Collection entries:
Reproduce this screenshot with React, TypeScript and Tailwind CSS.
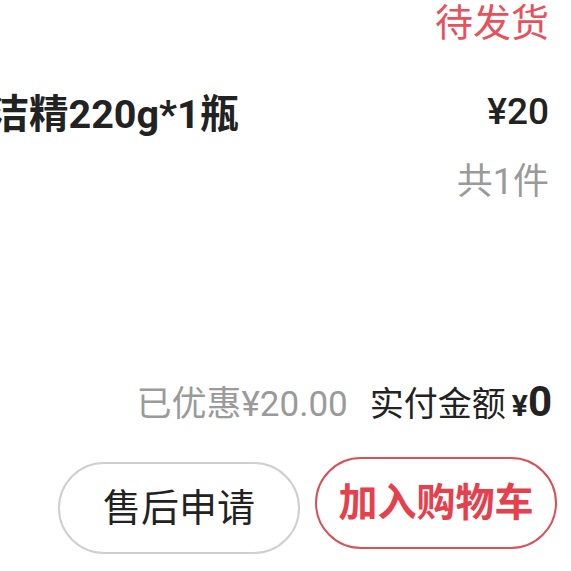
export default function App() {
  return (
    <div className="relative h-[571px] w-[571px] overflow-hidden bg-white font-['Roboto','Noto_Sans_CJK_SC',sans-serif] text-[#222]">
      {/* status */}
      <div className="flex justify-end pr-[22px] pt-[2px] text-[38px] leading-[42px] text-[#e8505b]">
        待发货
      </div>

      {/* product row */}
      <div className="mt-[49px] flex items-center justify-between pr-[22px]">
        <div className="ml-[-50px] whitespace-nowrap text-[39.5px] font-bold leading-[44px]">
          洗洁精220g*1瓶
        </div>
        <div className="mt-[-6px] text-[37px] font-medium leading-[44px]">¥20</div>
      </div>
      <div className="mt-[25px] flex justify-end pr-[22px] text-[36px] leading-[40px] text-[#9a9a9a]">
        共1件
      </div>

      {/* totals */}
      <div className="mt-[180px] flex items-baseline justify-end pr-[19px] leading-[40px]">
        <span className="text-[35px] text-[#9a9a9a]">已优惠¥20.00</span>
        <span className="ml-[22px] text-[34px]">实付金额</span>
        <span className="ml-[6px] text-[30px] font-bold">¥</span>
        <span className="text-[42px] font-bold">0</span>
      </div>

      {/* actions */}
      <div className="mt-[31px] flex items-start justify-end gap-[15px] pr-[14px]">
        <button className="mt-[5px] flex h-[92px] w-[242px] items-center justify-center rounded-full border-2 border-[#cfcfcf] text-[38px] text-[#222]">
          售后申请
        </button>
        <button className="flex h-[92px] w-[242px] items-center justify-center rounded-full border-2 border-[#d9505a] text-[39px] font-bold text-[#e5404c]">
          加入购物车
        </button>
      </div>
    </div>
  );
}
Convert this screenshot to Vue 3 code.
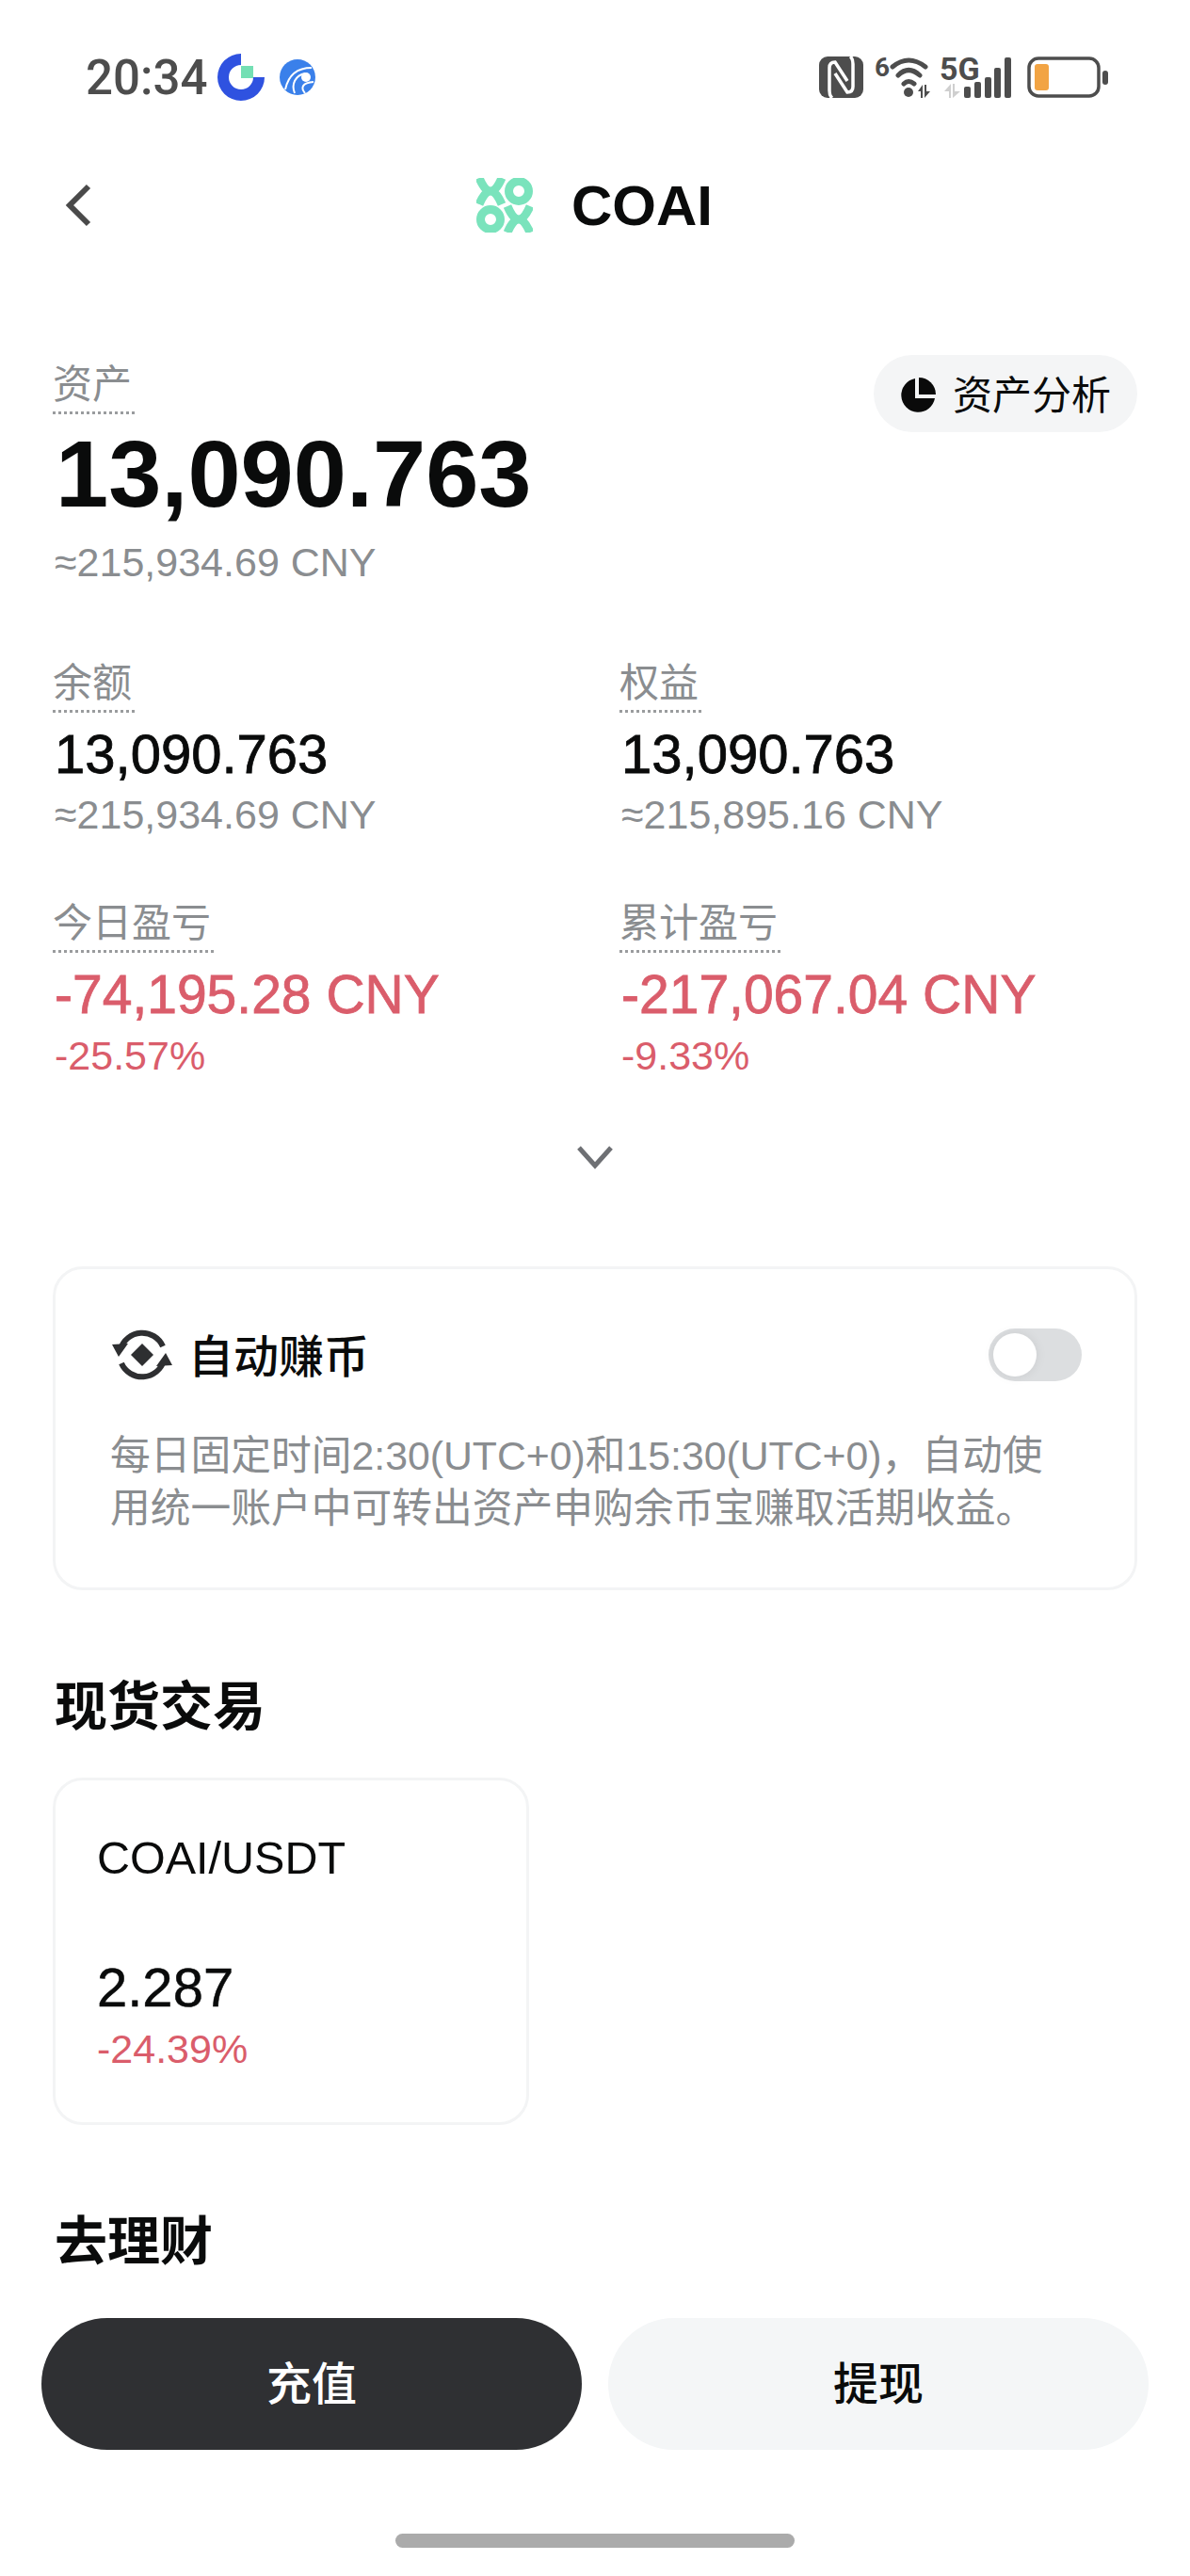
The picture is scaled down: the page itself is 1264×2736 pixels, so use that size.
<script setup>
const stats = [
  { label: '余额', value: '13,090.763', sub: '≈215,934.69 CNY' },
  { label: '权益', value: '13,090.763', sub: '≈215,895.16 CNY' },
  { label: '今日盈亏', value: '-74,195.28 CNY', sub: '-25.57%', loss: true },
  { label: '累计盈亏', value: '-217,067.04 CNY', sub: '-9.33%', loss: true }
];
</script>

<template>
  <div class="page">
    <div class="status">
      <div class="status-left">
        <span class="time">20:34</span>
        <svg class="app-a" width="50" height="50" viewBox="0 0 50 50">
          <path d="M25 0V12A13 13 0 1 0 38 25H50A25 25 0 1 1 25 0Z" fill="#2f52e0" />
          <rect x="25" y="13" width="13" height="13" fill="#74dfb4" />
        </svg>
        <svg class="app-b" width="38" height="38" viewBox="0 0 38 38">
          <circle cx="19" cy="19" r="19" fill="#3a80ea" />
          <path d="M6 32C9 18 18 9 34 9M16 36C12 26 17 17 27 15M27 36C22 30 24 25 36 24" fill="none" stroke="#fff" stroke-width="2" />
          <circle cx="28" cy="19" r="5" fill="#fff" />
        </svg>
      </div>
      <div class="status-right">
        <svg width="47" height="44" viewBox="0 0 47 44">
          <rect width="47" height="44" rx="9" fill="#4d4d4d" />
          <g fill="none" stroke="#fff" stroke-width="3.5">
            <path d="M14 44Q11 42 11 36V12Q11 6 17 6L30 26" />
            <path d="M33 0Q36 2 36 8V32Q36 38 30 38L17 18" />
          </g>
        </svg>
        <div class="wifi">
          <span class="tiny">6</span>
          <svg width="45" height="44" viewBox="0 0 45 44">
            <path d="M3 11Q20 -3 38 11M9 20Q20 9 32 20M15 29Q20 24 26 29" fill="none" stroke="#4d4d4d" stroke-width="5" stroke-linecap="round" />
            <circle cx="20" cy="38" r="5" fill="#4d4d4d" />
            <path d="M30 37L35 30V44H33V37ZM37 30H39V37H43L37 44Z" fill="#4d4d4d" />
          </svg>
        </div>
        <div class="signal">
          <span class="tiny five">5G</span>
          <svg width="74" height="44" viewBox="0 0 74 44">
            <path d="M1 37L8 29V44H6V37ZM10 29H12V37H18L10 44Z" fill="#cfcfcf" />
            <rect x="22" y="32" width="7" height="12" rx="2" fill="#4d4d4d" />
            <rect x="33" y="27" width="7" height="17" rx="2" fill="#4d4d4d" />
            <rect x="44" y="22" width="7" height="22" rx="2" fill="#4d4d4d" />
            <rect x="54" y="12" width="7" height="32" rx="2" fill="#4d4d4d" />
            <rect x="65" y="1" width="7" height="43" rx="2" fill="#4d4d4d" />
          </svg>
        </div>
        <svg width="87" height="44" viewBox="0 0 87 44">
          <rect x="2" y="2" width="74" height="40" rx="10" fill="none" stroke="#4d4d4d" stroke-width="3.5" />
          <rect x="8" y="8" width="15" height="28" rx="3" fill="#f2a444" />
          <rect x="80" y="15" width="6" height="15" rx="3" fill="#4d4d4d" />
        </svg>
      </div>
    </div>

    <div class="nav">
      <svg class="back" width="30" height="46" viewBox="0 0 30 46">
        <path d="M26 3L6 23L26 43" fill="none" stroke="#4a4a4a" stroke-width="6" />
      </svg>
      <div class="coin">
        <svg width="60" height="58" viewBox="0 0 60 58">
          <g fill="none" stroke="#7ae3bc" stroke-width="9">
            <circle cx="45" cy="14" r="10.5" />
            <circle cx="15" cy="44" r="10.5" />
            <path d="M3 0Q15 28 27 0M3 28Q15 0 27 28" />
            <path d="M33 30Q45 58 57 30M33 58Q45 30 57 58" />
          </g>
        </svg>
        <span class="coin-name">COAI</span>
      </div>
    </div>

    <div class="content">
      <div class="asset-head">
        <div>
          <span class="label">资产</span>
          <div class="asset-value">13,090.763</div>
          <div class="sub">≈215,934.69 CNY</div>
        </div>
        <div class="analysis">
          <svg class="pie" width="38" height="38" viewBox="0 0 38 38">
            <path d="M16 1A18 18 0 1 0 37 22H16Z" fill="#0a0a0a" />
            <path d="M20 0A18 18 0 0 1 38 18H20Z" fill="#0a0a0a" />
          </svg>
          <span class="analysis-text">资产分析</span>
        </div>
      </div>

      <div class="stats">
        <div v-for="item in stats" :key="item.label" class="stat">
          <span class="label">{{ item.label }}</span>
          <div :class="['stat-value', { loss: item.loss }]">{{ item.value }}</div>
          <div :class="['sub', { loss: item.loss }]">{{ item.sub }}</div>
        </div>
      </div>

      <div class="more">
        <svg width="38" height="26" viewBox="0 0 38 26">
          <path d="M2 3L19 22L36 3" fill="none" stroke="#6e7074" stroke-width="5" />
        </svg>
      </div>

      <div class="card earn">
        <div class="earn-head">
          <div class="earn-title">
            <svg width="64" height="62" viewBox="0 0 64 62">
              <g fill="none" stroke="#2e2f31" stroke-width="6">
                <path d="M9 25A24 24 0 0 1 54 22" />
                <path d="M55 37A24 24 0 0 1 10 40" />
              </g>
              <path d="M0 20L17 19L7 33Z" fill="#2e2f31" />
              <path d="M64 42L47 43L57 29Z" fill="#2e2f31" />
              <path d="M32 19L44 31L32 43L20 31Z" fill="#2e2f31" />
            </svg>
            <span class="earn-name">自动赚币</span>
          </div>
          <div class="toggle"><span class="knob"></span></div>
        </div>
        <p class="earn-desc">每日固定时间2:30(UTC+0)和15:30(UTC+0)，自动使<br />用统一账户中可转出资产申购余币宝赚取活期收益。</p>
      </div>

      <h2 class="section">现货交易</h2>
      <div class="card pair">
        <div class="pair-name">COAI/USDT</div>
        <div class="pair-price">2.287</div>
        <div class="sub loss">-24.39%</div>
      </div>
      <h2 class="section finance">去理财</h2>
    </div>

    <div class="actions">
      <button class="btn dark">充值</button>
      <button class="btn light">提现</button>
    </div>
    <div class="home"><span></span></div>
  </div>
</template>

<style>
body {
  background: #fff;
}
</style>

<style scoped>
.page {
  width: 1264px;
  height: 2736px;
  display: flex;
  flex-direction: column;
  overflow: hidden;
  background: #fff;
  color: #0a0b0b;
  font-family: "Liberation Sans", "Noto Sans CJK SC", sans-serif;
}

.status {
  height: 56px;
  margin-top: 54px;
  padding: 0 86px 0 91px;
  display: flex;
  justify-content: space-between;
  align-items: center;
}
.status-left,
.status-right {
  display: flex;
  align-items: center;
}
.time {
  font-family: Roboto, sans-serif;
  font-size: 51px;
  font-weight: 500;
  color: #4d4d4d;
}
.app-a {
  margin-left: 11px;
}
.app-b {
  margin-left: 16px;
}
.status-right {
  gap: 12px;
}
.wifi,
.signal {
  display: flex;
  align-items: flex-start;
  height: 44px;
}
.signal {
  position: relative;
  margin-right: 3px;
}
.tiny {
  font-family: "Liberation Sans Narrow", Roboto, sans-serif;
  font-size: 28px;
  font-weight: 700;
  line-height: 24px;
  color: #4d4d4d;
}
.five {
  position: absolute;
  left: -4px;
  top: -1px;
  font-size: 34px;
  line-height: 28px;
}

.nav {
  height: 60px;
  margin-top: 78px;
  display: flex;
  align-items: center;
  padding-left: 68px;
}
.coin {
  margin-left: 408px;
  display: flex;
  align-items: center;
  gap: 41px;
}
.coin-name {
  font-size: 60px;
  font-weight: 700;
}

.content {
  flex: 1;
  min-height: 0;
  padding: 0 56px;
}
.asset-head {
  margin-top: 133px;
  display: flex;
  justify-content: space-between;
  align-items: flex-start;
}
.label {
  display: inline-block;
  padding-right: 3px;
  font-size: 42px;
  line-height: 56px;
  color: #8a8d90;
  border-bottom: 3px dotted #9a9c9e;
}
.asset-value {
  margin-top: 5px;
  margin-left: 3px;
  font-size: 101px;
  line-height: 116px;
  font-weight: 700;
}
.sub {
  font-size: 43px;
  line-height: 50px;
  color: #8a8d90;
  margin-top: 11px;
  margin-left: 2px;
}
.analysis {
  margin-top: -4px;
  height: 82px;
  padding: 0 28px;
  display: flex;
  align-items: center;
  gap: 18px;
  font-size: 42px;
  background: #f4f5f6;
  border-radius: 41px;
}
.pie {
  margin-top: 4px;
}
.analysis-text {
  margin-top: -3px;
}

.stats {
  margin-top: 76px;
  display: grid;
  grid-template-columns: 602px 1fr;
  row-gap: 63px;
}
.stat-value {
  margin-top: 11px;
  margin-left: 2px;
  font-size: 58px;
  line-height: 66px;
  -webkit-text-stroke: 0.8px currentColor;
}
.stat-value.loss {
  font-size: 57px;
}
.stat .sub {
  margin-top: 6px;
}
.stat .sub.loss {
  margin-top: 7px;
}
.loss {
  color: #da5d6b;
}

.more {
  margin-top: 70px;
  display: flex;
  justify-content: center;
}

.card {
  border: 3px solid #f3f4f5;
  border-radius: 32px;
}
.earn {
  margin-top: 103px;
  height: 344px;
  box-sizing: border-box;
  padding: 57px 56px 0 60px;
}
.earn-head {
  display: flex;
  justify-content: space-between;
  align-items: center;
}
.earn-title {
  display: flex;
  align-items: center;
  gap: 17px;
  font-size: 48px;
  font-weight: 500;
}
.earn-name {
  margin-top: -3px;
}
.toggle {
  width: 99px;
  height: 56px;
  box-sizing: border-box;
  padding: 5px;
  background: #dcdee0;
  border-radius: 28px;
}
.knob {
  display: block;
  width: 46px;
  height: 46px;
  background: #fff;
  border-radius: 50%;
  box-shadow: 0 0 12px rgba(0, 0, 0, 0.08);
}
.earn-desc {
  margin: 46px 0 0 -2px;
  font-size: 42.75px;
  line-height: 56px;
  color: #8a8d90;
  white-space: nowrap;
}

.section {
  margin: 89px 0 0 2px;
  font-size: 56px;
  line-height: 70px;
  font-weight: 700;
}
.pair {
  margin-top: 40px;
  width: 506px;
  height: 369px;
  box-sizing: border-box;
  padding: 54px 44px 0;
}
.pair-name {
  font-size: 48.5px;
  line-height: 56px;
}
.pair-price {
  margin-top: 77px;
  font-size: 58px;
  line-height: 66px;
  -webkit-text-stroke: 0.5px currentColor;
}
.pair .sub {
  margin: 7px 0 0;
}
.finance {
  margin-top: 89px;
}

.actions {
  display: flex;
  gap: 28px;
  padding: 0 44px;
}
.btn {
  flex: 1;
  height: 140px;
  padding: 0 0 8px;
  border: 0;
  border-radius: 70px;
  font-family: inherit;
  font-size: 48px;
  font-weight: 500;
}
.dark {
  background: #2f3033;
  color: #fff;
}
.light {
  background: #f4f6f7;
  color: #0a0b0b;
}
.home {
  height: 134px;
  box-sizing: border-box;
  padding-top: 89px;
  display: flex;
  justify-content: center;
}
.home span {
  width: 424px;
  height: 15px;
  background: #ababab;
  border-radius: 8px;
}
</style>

Stated task
In the lines above, locate the string "page". Copy every line where it occurs.

The response
The picture is scaled down: the page itself is 1264×2736 pixels, so use that size.
  <div class="page">
.page {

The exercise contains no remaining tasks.